⟨

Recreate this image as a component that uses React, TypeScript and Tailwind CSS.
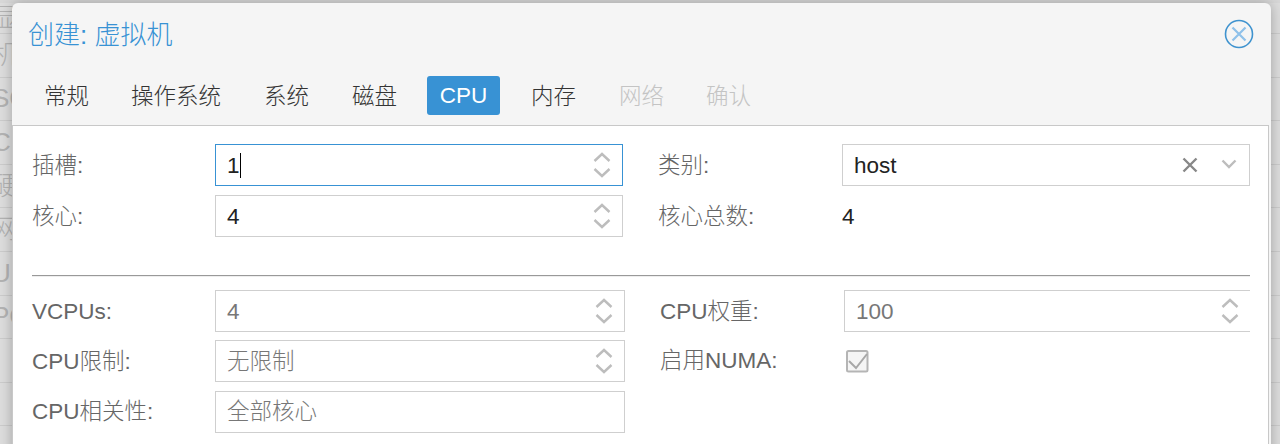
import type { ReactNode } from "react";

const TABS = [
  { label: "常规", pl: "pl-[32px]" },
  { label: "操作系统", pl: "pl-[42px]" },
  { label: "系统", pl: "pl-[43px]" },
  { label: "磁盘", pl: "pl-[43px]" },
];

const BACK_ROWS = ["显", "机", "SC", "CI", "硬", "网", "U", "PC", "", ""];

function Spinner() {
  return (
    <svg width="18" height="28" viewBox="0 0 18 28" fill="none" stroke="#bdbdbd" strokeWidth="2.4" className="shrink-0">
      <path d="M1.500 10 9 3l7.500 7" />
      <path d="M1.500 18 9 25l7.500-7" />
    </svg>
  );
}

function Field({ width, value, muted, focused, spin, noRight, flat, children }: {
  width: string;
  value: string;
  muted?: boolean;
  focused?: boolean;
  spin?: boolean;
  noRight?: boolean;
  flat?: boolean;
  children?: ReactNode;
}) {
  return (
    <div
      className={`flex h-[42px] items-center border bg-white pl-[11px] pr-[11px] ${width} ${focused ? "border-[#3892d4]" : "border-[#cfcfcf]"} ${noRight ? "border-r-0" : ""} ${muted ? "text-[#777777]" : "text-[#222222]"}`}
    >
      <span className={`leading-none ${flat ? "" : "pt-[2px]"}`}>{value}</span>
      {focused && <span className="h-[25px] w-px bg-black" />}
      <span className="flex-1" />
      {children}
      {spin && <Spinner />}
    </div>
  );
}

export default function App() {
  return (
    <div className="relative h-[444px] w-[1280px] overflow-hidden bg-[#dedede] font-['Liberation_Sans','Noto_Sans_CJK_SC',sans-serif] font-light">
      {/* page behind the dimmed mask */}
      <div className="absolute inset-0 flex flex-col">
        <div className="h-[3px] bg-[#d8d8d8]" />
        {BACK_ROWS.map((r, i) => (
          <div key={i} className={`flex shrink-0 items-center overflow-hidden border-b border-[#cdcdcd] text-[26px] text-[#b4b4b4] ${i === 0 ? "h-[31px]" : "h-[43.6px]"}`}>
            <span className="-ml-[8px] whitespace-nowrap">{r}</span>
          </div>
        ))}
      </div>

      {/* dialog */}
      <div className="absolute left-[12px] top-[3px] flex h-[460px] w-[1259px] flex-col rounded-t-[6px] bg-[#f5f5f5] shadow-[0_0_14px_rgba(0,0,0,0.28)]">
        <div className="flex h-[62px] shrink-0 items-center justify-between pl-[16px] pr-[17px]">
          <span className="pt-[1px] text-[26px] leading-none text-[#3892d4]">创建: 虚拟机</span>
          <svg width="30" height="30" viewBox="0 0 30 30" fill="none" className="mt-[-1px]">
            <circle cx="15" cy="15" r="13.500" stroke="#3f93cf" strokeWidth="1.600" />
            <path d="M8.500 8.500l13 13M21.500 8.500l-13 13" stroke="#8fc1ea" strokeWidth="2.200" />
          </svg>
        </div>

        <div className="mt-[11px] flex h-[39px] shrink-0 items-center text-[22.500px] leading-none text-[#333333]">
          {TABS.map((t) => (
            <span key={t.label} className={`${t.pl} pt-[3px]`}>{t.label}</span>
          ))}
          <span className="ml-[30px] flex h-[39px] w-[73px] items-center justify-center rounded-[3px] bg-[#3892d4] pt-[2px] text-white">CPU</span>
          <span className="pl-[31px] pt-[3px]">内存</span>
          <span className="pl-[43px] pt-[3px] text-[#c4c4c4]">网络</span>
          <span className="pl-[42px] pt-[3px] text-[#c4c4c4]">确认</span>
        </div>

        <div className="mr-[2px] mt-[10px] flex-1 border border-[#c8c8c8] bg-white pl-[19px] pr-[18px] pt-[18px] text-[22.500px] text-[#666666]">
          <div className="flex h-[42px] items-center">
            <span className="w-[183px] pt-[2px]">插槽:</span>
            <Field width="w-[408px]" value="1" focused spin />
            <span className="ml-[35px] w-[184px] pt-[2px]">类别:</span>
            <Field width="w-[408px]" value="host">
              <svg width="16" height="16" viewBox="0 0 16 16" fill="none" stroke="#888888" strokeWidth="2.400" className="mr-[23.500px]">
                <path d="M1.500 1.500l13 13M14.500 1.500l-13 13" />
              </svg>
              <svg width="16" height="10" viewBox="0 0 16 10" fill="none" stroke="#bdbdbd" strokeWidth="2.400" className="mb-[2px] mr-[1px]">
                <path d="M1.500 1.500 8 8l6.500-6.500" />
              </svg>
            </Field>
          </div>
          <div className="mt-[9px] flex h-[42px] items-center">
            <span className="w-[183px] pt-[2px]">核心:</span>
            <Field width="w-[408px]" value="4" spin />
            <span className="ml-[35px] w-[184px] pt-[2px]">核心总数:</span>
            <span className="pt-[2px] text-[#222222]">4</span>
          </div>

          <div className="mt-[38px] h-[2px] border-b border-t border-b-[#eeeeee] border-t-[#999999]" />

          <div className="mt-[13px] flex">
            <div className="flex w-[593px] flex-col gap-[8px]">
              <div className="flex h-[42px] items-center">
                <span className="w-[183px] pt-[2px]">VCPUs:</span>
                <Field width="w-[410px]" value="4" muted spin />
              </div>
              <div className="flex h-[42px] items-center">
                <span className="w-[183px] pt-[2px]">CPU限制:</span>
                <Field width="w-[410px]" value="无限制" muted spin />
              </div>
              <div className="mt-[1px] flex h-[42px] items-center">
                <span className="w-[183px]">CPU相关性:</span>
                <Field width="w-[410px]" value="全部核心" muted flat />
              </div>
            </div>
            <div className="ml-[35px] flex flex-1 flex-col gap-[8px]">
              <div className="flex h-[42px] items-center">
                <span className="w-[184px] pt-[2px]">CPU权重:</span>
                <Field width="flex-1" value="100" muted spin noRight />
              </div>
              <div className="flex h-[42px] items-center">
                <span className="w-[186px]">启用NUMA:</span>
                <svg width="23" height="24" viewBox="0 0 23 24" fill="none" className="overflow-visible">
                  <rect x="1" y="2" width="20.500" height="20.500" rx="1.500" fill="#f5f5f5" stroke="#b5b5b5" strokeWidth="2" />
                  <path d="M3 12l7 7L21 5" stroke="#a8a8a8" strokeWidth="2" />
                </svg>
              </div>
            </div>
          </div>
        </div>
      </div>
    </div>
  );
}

⟩
⟨

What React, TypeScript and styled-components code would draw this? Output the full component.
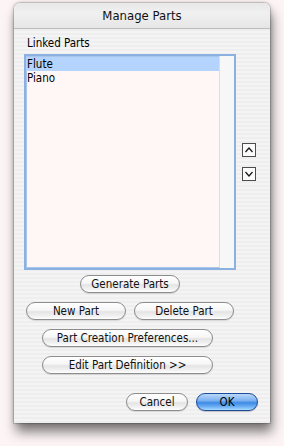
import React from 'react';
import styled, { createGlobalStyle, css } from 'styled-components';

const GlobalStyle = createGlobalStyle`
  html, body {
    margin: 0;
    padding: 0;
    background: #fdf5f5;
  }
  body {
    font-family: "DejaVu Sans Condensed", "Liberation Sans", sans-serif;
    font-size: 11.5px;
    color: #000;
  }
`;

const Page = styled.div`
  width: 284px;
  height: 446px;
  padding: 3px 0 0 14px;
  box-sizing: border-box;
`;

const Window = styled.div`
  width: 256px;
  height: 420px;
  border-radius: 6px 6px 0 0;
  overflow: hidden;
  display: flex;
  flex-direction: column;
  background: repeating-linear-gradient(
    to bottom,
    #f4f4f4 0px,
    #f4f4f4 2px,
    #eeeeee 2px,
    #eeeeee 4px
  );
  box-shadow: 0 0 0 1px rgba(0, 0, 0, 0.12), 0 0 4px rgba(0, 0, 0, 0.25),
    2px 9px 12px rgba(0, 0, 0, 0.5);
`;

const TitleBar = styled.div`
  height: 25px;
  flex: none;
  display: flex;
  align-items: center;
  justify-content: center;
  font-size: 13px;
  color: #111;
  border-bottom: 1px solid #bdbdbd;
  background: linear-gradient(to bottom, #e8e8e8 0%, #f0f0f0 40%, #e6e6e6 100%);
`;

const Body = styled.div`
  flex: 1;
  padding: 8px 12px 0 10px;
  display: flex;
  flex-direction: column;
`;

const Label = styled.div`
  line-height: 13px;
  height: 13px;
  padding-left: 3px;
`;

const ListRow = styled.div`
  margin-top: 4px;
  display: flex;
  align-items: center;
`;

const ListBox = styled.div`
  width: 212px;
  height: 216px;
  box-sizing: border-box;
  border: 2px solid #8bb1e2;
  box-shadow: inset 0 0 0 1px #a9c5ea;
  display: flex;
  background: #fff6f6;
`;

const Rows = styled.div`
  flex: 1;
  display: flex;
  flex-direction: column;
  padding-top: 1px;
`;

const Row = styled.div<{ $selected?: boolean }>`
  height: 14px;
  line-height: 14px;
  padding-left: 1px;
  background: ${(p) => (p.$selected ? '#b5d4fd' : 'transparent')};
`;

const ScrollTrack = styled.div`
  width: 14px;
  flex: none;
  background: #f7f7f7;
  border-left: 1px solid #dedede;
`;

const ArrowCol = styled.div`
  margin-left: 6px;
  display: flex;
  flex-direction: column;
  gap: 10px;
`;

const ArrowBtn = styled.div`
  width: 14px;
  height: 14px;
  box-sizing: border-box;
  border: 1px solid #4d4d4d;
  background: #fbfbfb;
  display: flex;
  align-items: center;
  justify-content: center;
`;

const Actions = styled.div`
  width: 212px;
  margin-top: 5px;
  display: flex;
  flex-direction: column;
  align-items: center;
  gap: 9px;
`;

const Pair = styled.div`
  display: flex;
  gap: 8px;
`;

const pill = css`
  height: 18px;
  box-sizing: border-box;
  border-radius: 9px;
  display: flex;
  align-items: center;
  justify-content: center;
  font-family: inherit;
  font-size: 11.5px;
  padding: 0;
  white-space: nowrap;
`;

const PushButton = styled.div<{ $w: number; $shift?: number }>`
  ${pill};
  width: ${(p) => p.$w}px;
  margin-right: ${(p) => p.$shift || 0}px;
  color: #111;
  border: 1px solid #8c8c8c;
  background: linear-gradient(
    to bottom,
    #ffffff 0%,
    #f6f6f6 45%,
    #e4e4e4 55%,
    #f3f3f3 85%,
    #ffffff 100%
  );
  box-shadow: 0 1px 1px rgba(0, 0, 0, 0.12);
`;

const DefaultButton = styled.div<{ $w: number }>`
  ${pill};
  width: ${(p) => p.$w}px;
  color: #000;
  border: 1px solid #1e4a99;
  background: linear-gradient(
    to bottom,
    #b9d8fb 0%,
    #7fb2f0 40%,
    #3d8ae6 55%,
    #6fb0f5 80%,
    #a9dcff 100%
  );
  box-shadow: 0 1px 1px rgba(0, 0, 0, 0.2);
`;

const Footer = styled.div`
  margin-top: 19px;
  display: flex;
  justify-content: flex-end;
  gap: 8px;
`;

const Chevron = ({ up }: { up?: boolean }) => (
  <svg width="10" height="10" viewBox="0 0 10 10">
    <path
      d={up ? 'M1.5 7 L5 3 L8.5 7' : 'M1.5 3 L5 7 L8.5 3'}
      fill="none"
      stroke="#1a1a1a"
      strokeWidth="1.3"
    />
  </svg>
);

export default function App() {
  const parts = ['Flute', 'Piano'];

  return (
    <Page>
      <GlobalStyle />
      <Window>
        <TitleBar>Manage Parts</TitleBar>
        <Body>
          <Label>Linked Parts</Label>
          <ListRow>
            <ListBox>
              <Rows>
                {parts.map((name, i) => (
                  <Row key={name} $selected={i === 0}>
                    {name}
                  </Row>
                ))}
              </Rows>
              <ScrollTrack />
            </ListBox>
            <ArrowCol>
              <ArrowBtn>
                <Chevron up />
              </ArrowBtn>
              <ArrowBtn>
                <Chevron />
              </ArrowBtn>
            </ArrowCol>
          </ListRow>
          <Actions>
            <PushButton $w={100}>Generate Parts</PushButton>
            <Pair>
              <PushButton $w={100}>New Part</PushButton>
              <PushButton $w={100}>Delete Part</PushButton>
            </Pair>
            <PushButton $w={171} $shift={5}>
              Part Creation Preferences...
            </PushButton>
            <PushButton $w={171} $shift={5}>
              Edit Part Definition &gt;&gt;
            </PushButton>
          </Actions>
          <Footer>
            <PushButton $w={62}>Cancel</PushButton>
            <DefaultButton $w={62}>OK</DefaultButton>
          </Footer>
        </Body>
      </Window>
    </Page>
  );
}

⟩

◆ **Problem to solve**
Pull out every line containing "TypeScript".

◆ **Response for this exercise**
Recreate this image as a component that uses React, TypeScript and Tailwind CSS.
What React, TypeScript and styled-components code would draw this? Output the full component.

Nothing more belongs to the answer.